Your cybersecurity ROI estimates need similar precision. For example, say you want to automate security testing. Estimate the time your team spends on those tests manually. Consult with HR on the compensation costs for those employees (including hidden costs for healthcare or other benefits), and calculate the dollar value of the time spent on testing. Then, show how your proposed automation investment would cut those costs and free up your employees to tackle other, more valuable work.
Do the math. If you have 10 employees who spend an hour each day testing security controls, that’s 2,600 working hours yearly. If the company’s total cost for a security employee (salary, benefits, overhead) averages $80 an hour, that’s $208,000 the company spends every year on manual testing. If your automation solution costs $100,000 annually, the company saves $108,000 annually on testing— improving its performance since automated testing has fewer errors than manual tests. That’s the ROI for the project.

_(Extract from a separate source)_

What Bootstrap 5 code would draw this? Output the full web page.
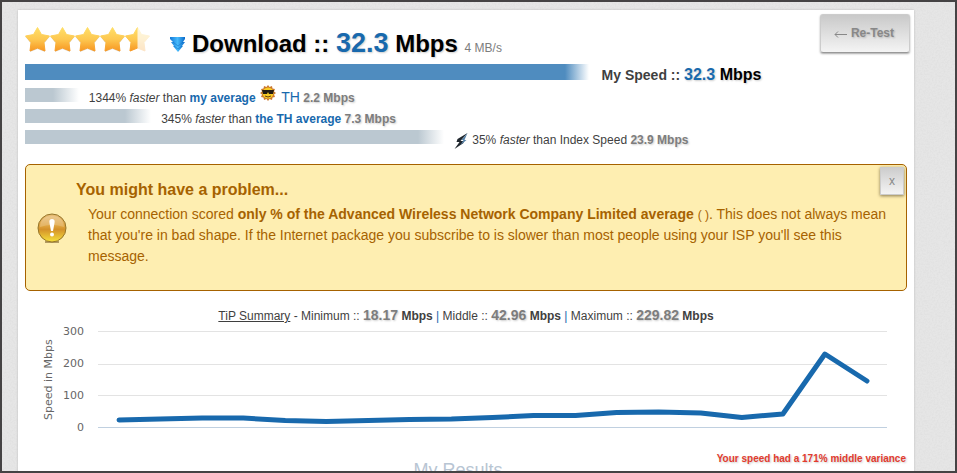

Align business objectives to demonstrate the value of cybersecurity investments
As we said at the beginning, board directors want to support cybersecurity. They just struggle to balance cybersecurity needs against the many other objectives they’re trying to support. So they need help understanding how your proposed investment will help those other objectives, in as cost-efficient a manner as possible.
That’s one part ROI and TCO projections, certainly. But the larger conversation is explaining how your proposed investment supports the company’s strategic objectives, operational needs, and regulatory risks. Win that battle, and victory will be much closer regardless of the numbers.
While financial considerations matter, the broader conversation should emphasize how these investments fortify the organization’s mission. CISOs can secure board approval for cybersecurity investments by crafting a compelling narrative that underscores the alignment with strategic objectives, regulatory compliance, risk management, and measurable success.